Look through the data below. Collect every line where the word "that" occurs.

> [Supplied information]:
╔══

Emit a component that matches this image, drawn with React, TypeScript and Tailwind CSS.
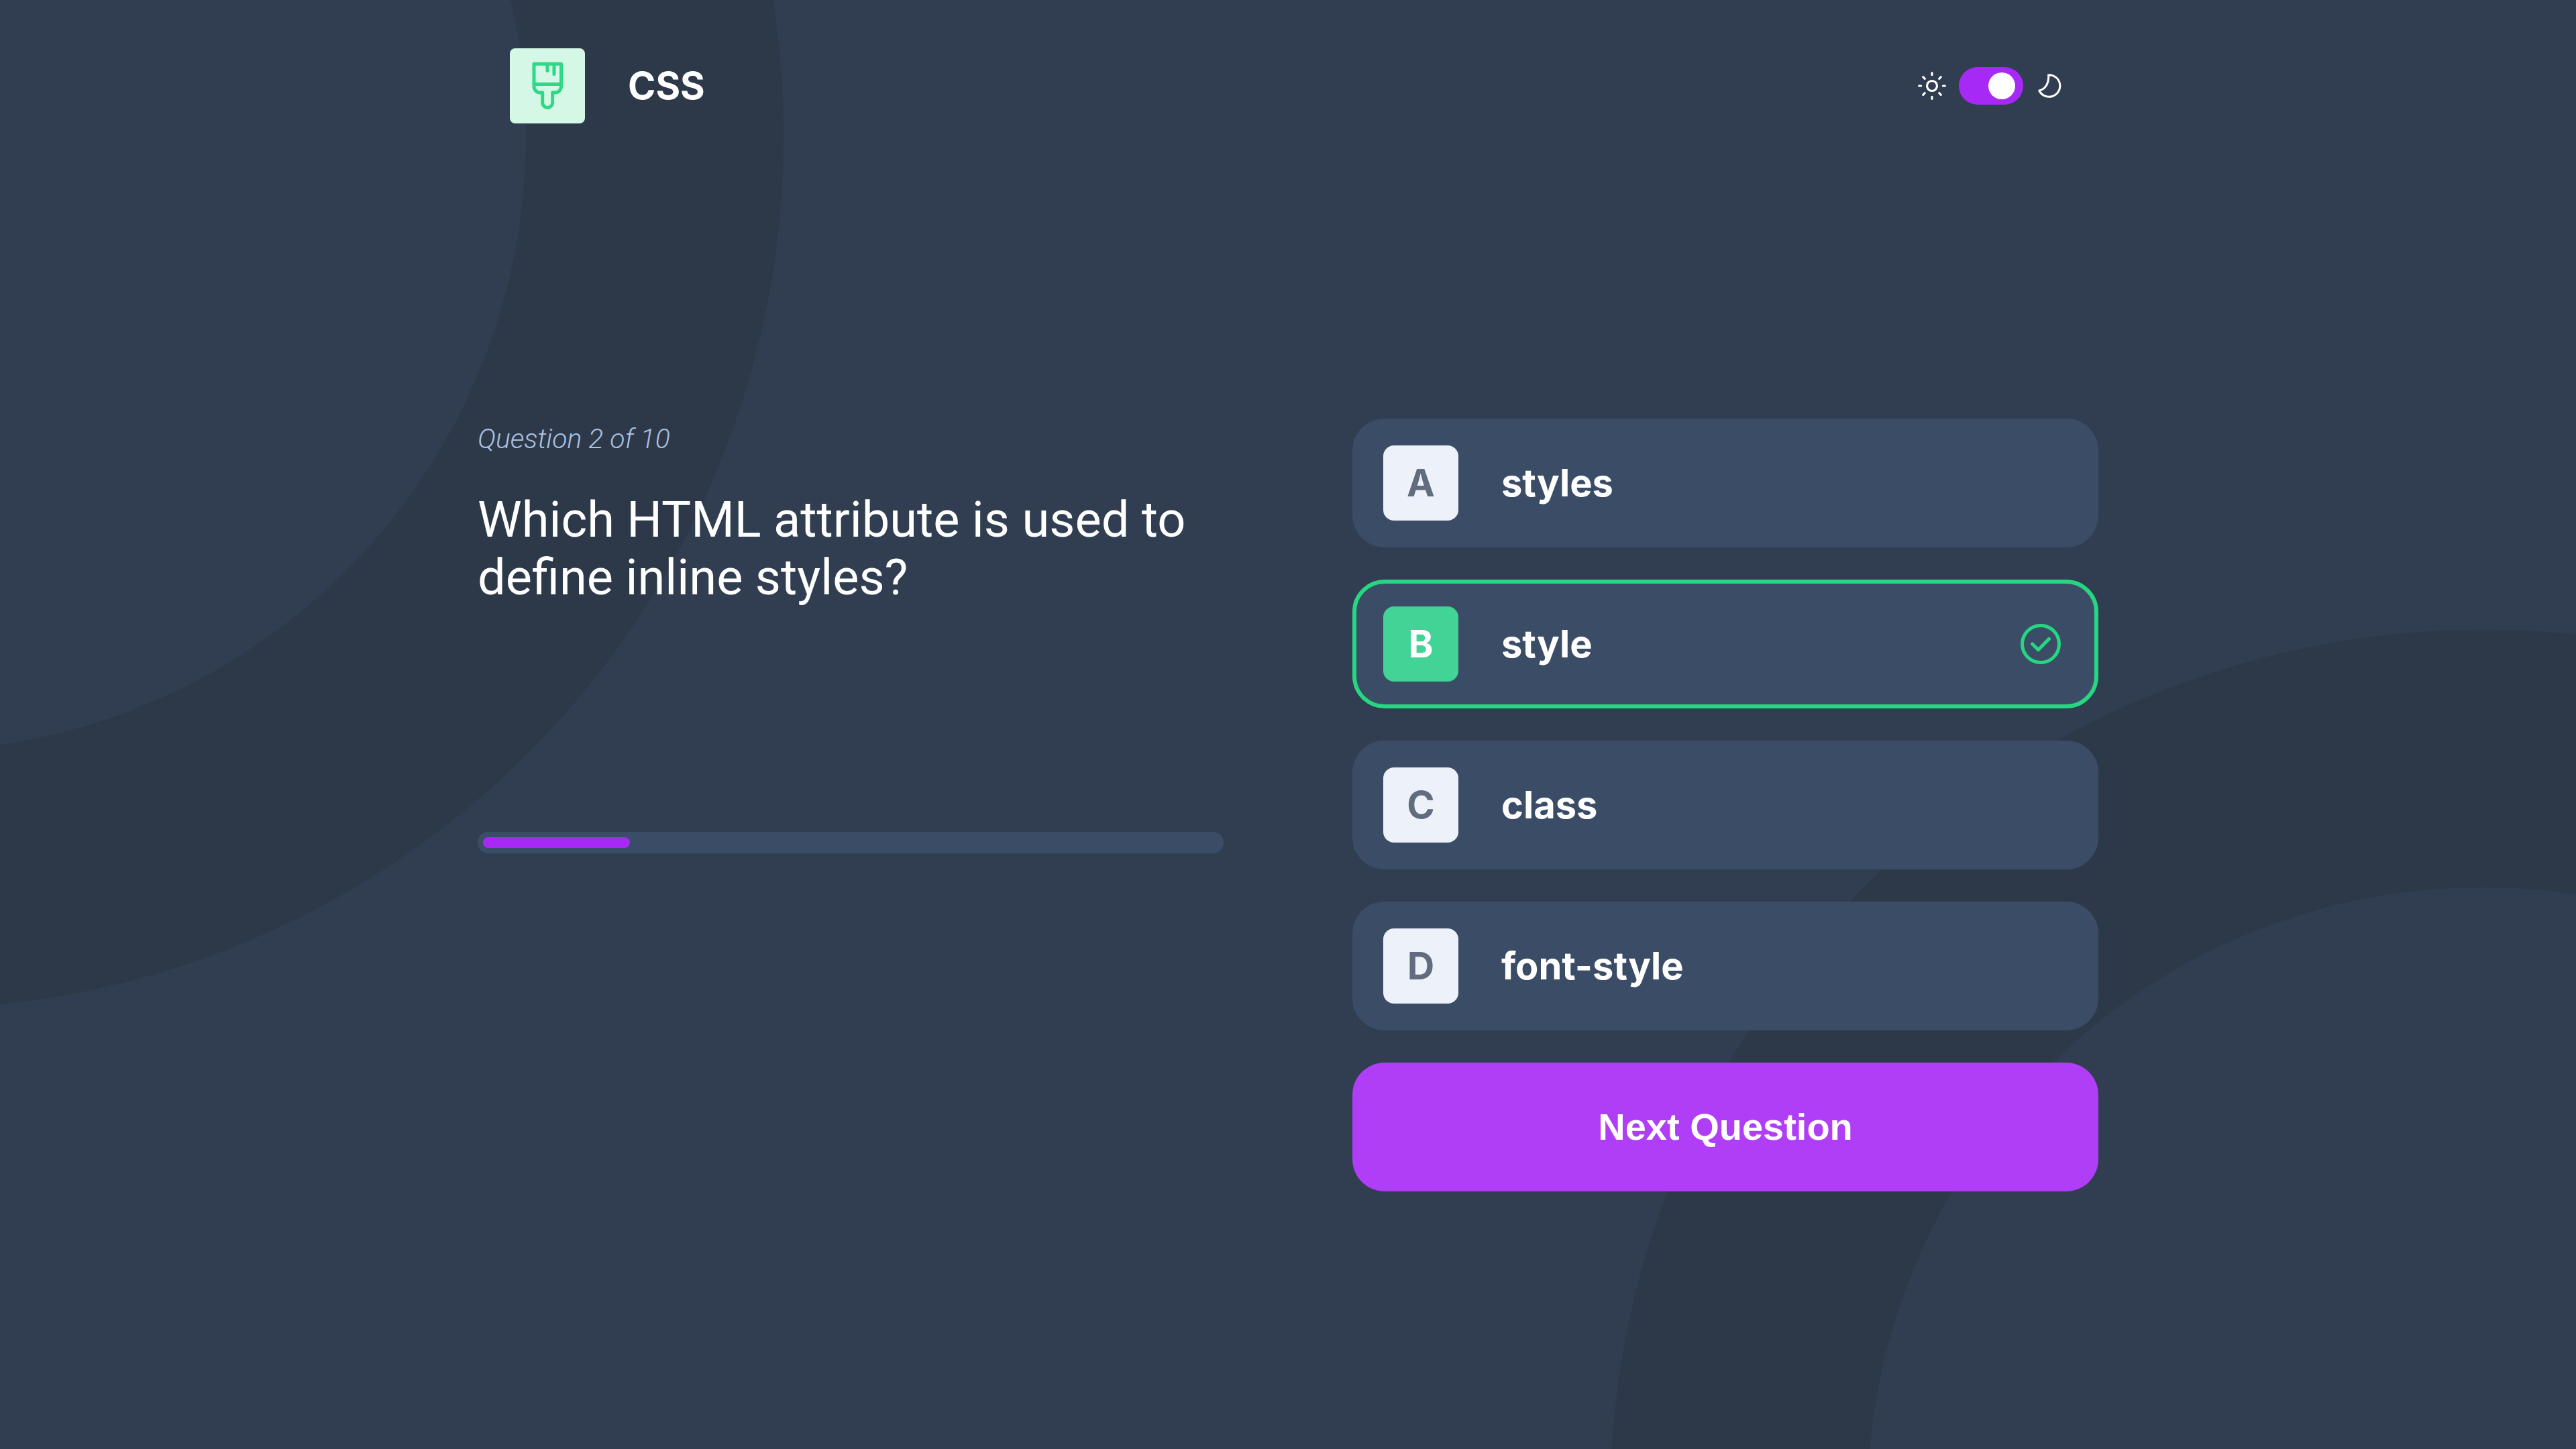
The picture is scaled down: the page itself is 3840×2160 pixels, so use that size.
import { useState } from 'react';

const options = [
  { letter: 'A', text: 'styles' },
  { letter: 'B', text: 'style', correct: true },
  { letter: 'C', text: 'class' },
  { letter: 'D', text: 'font-style' },
];

function Backdrop() {
  return (
    <svg
      aria-hidden="true"
      viewBox="0 0 1440 960"
      preserveAspectRatio="xMidYMid slice"
      fill="none"
      stroke="#2d3949"
      strokeWidth="144"
      className="absolute inset-0 -z-10 h-full w-full"
    >
      <circle cx="-50" cy="151" r="416" />
      <circle cx="1388" cy="915" r="416" />
    </svg>
  );
}

function BrushIcon() {
  return (
    <svg
      aria-hidden="true"
      viewBox="0 0 112 112"
      fill="none"
      stroke="#2fd887"
      strokeWidth="5"
      strokeLinecap="round"
      strokeLinejoin="round"
      className="size-28"
    >
      <path d="M36 23.3H76.5V57a9 9 0 0 1-9 9H63.7V81a7.5 7.5 0 0 1-15 0V66H45a9 9 0 0 1-9-9Z" />
      <path d="M36 53.5H76.5M56 23.5V33.5M66 23.5V38.5" />
    </svg>
  );
}

function SunIcon() {
  return (
    <svg
      aria-hidden="true"
      viewBox="0 0 48 48"
      fill="none"
      stroke="#fff"
      strokeWidth="3.2"
      strokeLinecap="round"
      className="size-12"
    >
      <circle cx="24" cy="24" r="7.5" />
      <path d="M24 4.7V7.6M24 40.4V43.3M4.7 24H7.6M40.4 24H43.3M10.7 10.7L13.3 13.3M34.7 34.7L37.3 37.3M10.7 37.3L13.3 34.7M34.7 13.3L37.3 10.7" />
    </svg>
  );
}

function MoonIcon() {
  return (
    <svg
      aria-hidden="true"
      viewBox="0 0 48 48"
      fill="none"
      stroke="#fff"
      strokeWidth="3"
      strokeLinejoin="round"
      className="size-12"
    >
      <path d="M21.6 7.7A16.3 16.3 0 1 1 7.8 31C17 29 22.6 20 21.6 7.7Z" />
    </svg>
  );
}

function CorrectIcon() {
  return (
    <svg
      role="img"
      aria-label="Correct answer"
      viewBox="0 0 40 40"
      fill="none"
      stroke="#26d782"
      strokeWidth="2.5"
      strokeLinecap="round"
      strokeLinejoin="round"
      className="ml-auto size-20"
    >
      <circle cx="20" cy="20" r="13.75" />
      <path d="M13.8 20L18.2 24.4L26.2 16.2" />
    </svg>
  );
}

export default function App() {
  const [dark, setDark] = useState(true);

  return (
    <div className='relative isolate min-h-screen overflow-hidden bg-[#313e51] font-["Inter",sans-serif] text-white'>
      <Backdrop />
      <div className="mx-auto w-full max-w-[2416px]">
        <header className="flex items-center justify-between px-12 py-18">
          <div className="flex items-center gap-16">
            <div className="overflow-hidden rounded-lg bg-[#d5f7e5]">
              <BrushIcon />
            </div>
            <h1 className="text-[56px] leading-none font-bold">CSS</h1>
          </div>
          <div className="flex items-center gap-4">
            <SunIcon />
            <input
              type="checkbox"
              role="switch"
              aria-label="Dark mode"
              checked={dark}
              onChange={(e) => setDark(e.target.checked)}
              className="flex h-14 w-24 cursor-pointer appearance-none items-center rounded-full bg-[#a729f5] px-3 before:size-10 before:rounded-full before:bg-white before:content-[''] checked:justify-end"
            />
            <MoonIcon />
          </div>
        </header>

        <main className="mt-[368px] grid grid-cols-2 gap-48 pb-48">
          <section className='font-["Roboto",sans-serif]'>
            <p className="text-[41px] leading-[60px] font-light text-[#abc1e1] italic">Question 2 of 10</p>
            <h2 className="mt-12 min-h-[508px] text-[74px] leading-[86px] font-normal">
              Which HTML attribute is used to define inline styles?
            </h2>
            <div
              role="progressbar"
              aria-label="Quiz progress"
              aria-valuenow={2}
              aria-valuemin={0}
              aria-valuemax={10}
              className="h-8 rounded-full bg-[#3b4d66] p-2"
            >
              <div className="h-4 w-1/5 rounded-full bg-[#a729f5]" />
            </div>
          </section>

          <section className="flex flex-col gap-12">
            {options.map(({ letter, text, correct }) => (
              <button
                key={letter}
                type="button"
                className={
                  correct
                    ? 'flex h-48 items-center gap-16 rounded-[48px] border-6 border-[#26d782] bg-[#3b4d66] px-10 text-[56px] font-bold'
                    : 'flex h-48 items-center gap-16 rounded-[48px] border-6 border-[#3b4d66] bg-[#3b4d66] px-10 text-[56px] font-bold'
                }
              >
                <span
                  className={
                    correct
                      ? 'flex size-28 items-center justify-center rounded-2xl bg-[#42d396] text-white'
                      : 'flex size-28 items-center justify-center rounded-2xl bg-[#edf2fa] text-[#626c7f]'
                  }
                >
                  {letter}
                </span>
                <span>{text}</span>
                {correct && <CorrectIcon />}
              </button>
            ))}
            <button
              type="button"
              className='h-48 rounded-[48px] bg-[#af3ef6] font-["Liberation_Sans",sans-serif] text-[56px] font-bold'
            >
              Next Question
            </button>
          </section>
        </main>
      </div>
    </div>
  );
}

╚══

> [Answer to this task]:
Emit a component that matches this image, drawn with React, TypeScript and Tailwind CSS.
The picture is scaled down: the page itself is 3840×2160 pixels, so use that size.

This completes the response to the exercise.